230 F3d 1066 Melvin Leroy Tyler
230 F.3d 1066 (8th Cir. 2000)
Melvin Leroy Tyler; Darlene F. Chambers; James W. Chambers; Neil Schleeper; Bernard E. Bailey; Frank Kevin Pool, Appellants,
Mel Carnahan; Jay Nixon; State of Missouri; Denise Thomas; Stephan Hawke; Duane Benton; Troy Hyde; Dora Schriro; and Cranston Mitchell, Chairman of the Missouri Board of Probation and Parole, Appellees.
United States Court of Appeals FOR THE EIGHTH CIRCUIT
Submitted: October 6, 2000
Filed: October 18, 2000
On Appeal from the United States District Court for the Eastern Districtof Missouri.
Before RICHARD S. ARNOLD, BEAM, and MORRIS SHEPPARD ARNOLD, Circuit Judges.
Missouri inmates Melvin Leroy Tyler, James Chambers, Neil Schleeper, Bernard Bailey, and Frank Kevin Pool (the inmates), and Darlene Chambers, Chambers's wife, appeal the dismissal of their 42 U.S.C. 1983 complaint. Appellants' verified complaint raised due process claims related to state post-conviction, parole, and clemency procedures; challenged the constitutionality of federal and state statutory provisions for collecting fees in prisoner lawsuits; and asserted civil rights claims relating to privacy, property, access to the courts, and conditions of confinement.Appellants additionally have raised several procedural issues on appeal.
Appellants' procedural issues and challenges to the constitutionality of the federal and state filing-fee statutes are meritless; the due process claims fail; all but one of the inmates' conditions-of-confinement claims fail to state an Eighth Amendment violation; and the claims against the judge and the prosecutor are either barred by judicial and prosecutorial immunity, or fail to allege the violation of a constitutional right. As to all of these claims, we affirm the decision of the District Court.
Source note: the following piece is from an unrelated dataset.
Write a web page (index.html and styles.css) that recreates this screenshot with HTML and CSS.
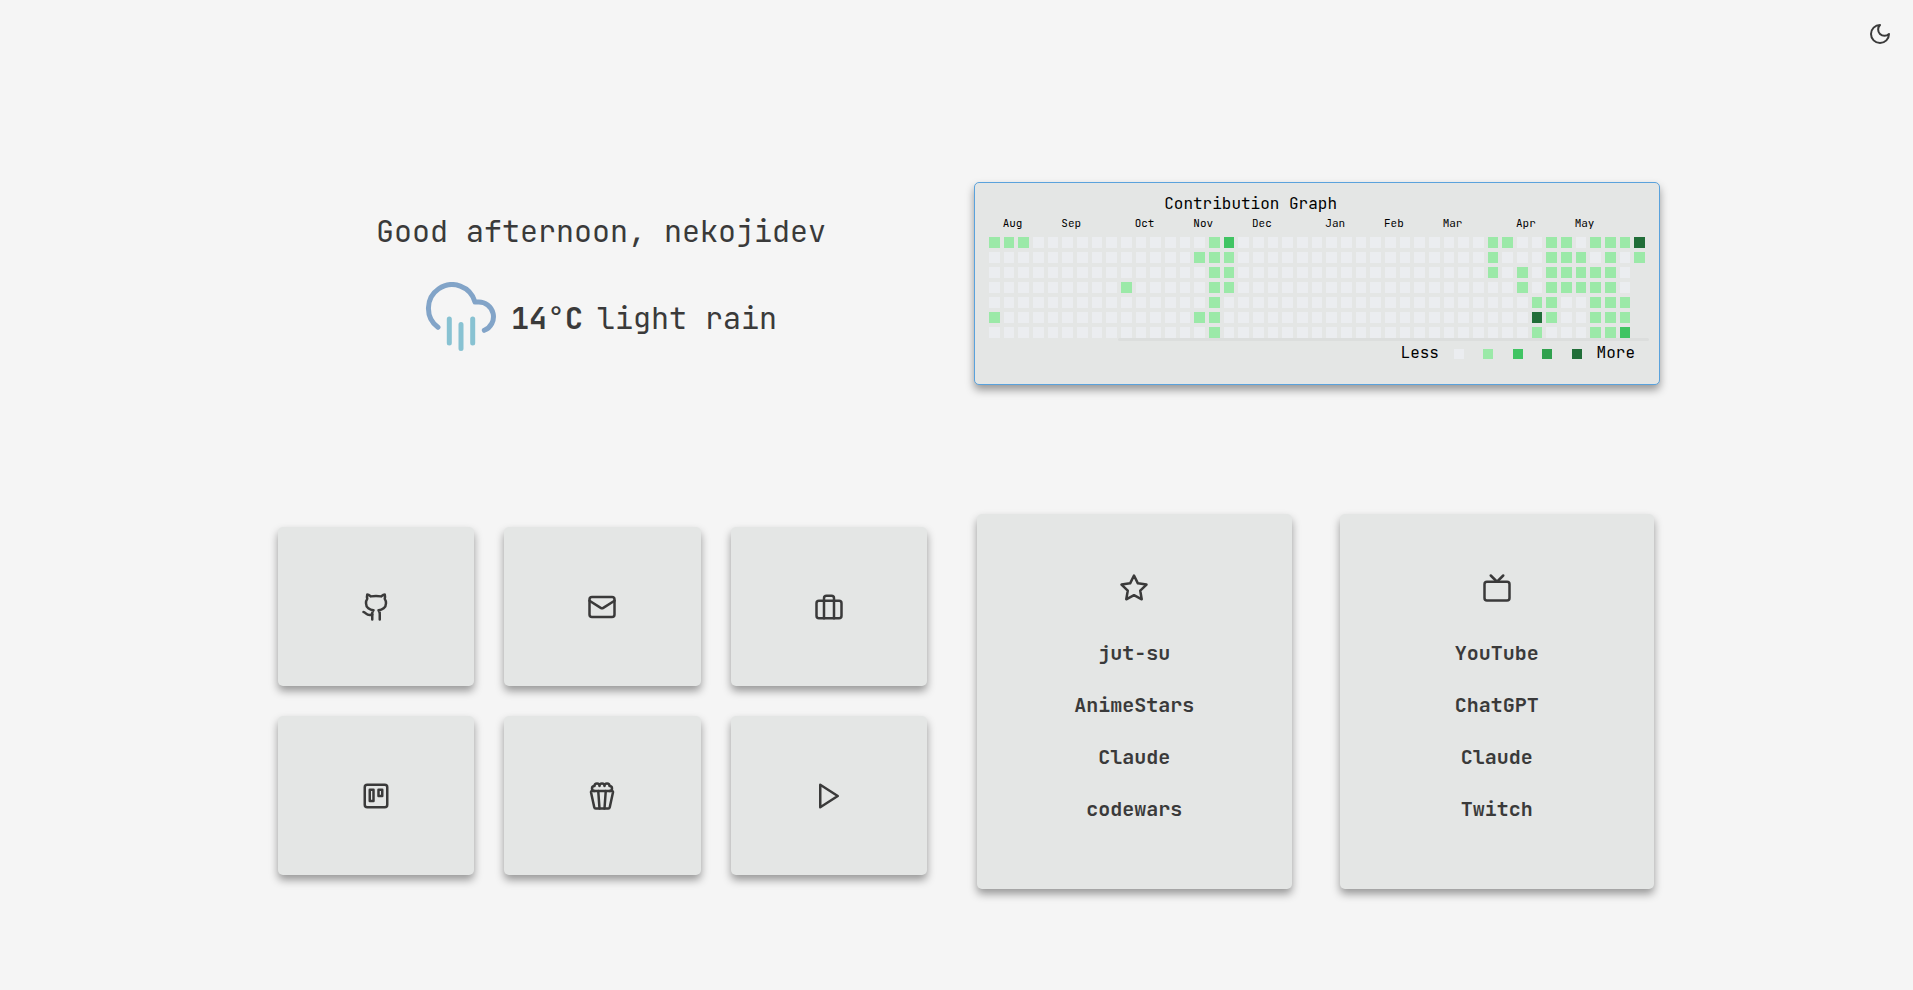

We hold however, that Mr. Bailey stated a claim upon which relief may be granted. Bailey alleged that defendant Dora Schriro, Director of the Missouri Department of Corrections (DOC), through the DOC mental health program, forced him to stay in a special-needs unit at the Potosi Correctional Center, and that when he protested to her about his continued confinement he was "locked down" without sunlight, recreation, or fresh air. He claimed that he was denied access to the prison grievance system, forced to undergo involuntary medical treatment, and denied consideration for community placement and parole because of his mental health classification, and that when he wrote letters to Schriro's office to protest his confinement he was "terrorize[d]" further. He also claimed that Schriro was "fully aware that [he was] being harassed . . . over his protest." On the basis of these allegations, we conclude that Bailey has stated a retaliation claim against Schriro. See Cooper v. Schriro, 189 F.3d 781, 784 (8th Cir. 1999) (per curiam) (allegations that prison officials shut off inmate's water for five days and threatened inmate's safety were sufficient to state a retaliation claim); Boyd v. Knox, 47 F.3d 966, 968 (8th Cir. 1995) (to be liable under 1983, "supervisor must know about the conduct and facilitate it, approve it, condone it, or turn a blind eye" to it (internal quotation and citation omitted)); Madewell v. Roberts, 909 F.2d 1203, 1206 (8th Cir. 1990) (act in retaliation for exercise of constitutionally protected right is actionable under 1983 even if act would have been proper if taken for another reason).
Accordingly, we affirm the judgment of the District Court as to all claims except Bailey's retaliation claim. We reverse with respect to the retaliation claim and remand it to the District Court.